# Fixing A Seiko 7548 700F



## Sir Alan (Sep 10, 2010)

I have been eagerly awaiting the arrival of my third Seiko 7548, a 7548-700F coming from the States.

I got worried on the 7th April when the USPS tracking status said it had been delivered on the 3rd April and I hadn't got it. 

Then I tracked it on the Royal Mail site and it said that it had arrived at their international facility on the 2nd and was shortly to be dispatched overseas.

Luckily I managed to talk to a very helpful person who agreed that the Royal Mail status was wrong and that actually the watch was being held with a customs charge and that I should have been notified. I said I hadn't, but if he could give me the amount due I could pay it and get the watch delivered. Unfortunately not. All he could offer was notifying the depot holding the watch to re-issue the note to me. Grrrrrr.

Anyway, the note arrived on Thursday (with the word COPY on it), I went on the web site and paid the charge, to be then given the option of a Saturday delivery or Monday. Given it was going to my work address I left this 'choice' blank.

And, on Friday the watch arrived 

It was listed as:

*Watch in non working condition for restoration/repair. We tryed a new battery but it will not start up, however the second hand twitches like it wants to run. Case, dial and crstal are very good with the exception of a very slight haze on the inside of the crystal, good rubber band and nice blue and red bezel.*

I'd also noticed from the listing picture that the hands were showing fairly serious lume rot, so I figured the insides were going to be pretty bad - either battery damage or rust.

Here's the first picture:



the second hand was 'twitching' very slightly.

I pulled the crown out to the second click to adjust the hands and felt a very weird resistance when rotating it - but the hands did move freely and the day/date change over was good.

So, what's lurking inside?

Taking the back off revealed this:



a surprisingly clean movement. The crown/stem was also very clean:



and the tube threads were in good condition:



as is the dial. The lume rot on the hands is 'interesting'


----------



## Sir Alan (Sep 10, 2010)

So, what's wrong?

Here's the lovely movement:



and no obvious signs. So, off with the circuit block:



wow - that's clean.



and nothing obviously wrong with the circuit either.

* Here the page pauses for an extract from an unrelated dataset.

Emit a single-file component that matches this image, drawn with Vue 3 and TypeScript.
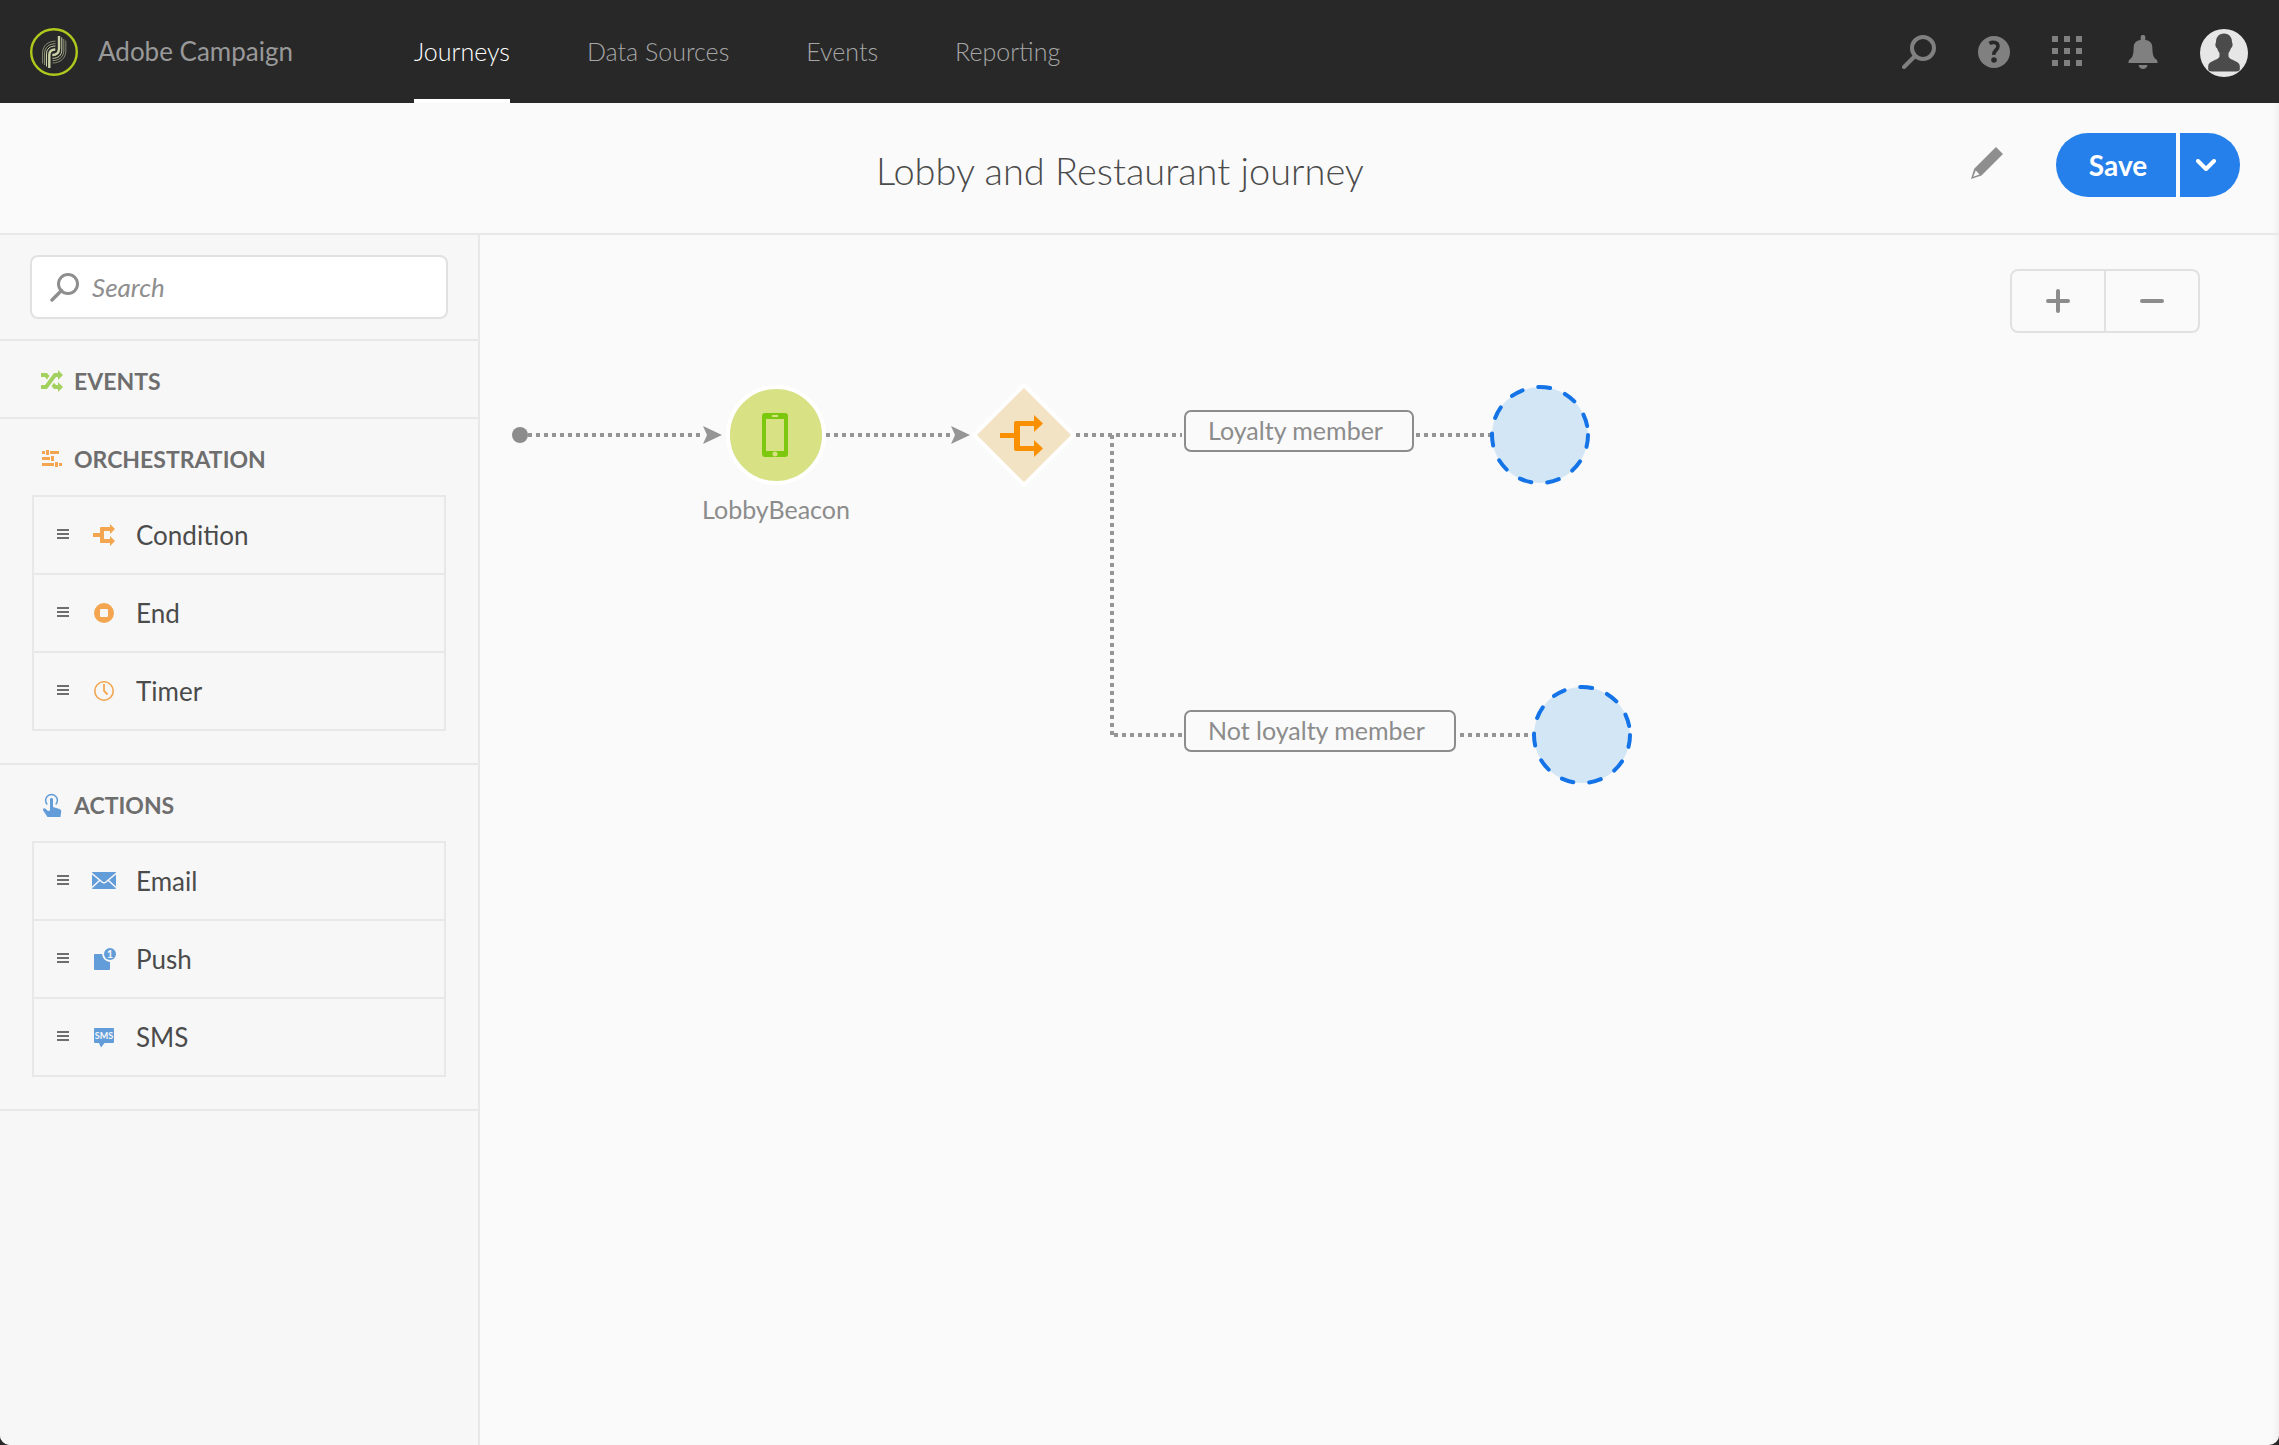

At this point I suspected either a faulty coil or circuit (I'd already tried a new battery!!).

So, I first swapped in a known working coil (from one of my 7546 movements) and the second hand kept twitching. Then I swapped in the circuit block itself. No difference.

OK, so its not an electrical fault - it must be mechanical.

The next thing I did was to look under the day wheel (I thought I could see some gunge under there) - but when I lifted this everything was pristine.

OK, so time to take the bridge off, and first signs of the problem:



that milky deposit on the underside of the bridge shouldn't be there. There was also evidence of a sticky substance (dried oil?) on the 3rd, 4th and 5th wheels. While I was in there, I lifted the center wheel bridge as well.



also signs on the center wheel.

Everything was cleaned (either in the ultrasonic cleaner or with rodico) and then it was reassembly time.


----------



## Sir Alan (Sep 10, 2010)

Getting the main bridge back on took a couple of attempts. I was just about to get it, then I realised I forgotten to fit the plastic second setting lever. Doh!!

After patiently nudging and directing things there was the wonderfully satisfying point when the last bearing was located and the bridge 'sat down'.



Then it was complete the rebuild and see if it worked. I was really pleased that once I'd lightly fitted a seconds hand and pushed the crown back in it sprang into life. :thumbup:

Next I took a look at the hands.



I had thought of re-luming them, but was worried that the lume wouldn't match the dial and I could easily end up making things much worse.

In the end I opted to clean the hands up as best I could:



there's a consistent patina which I like.

Next I stripped the case and cleaned it up, fitting a new yobokies crystal and re-greasing the bezel gasket, case back gasket and crown gasket.


----------



## Sir Alan (Sep 10, 2010)

And here it is on a Z22:





another save.


----------



## no8yogi (Oct 1, 2012)

Excellent as always sir!


----------



## digibloke (Nov 26, 2007)

I really like that you've kept it as original as possible - I often end up trying to make watches look like new and end up with too many after market parts. This looks ace as it is :thumbup:


----------



## johnbaz (Jan 30, 2005)

Hi

You did a grand job of getting that watch going again- Kudos :notworthy:

I have one too that doesn't work!! I bought it from a bootsale with the promise that 'It only needs a battery'!! I think they'd tried it and knew that it wouldn't go!!!

Here's a poor pic of it :yes:










Hmm, It's actually different to yours! I'm fairly sure it's a 7548 movement though :wink2:

John


----------



## Sir Alan (Sep 10, 2010)

I have been 'considering' what to do about the hands.

Other than leaving them as-is, the obvious option was to get them re-lumed and cleaned up.

My worry then was that they may not match the dial lume, and that if I was going to the trouble of getting the hands re-lumed, I really ought to get the dial done at the same time.

So I explored an option with a very highly recommended person to do this.

My only concern was whether I ought to do this, specifically to the dial. I don't have a problem with aged lume and patina.

In parallel to the above I started to investigate sourcing new hands. Original ones don't seem to be available (though I did see a listing for a seconds hand) and I wasn't really sure about aftermarket ones. I was thinking about yobokies (having already bought bezel inserts and crystals from Harold) and then I spotted a listing for a new SKX007 handset.

I'd read that these along with 6309 hands fit, I wasn't sure about the actual size but for about Â£8 it seemed to be a simple option to try. So, I bought them.

They arrived very carefully packed and this morning I took the original ones off and compared them in size to the SKX handset. To my eye they looked to be the same physical size and dimensions - excellent!!

And, they fitted perfectly:



after thinking about it, I've swapped back the original seconds hand. It has a more 'silvered' bottom half that matches the main hands better. Also, as the dial isn't black, it works better with this as well.


----------



## JWL940 (Jun 11, 2010)

Great write up and photo Sir Alan, thanks for taking the time to post it. A 7548 is one of my daily wears, it's nice to know a little more about it.


----------



## Littlelegs (Dec 4, 2011)

That looks great....) enjoy.


----------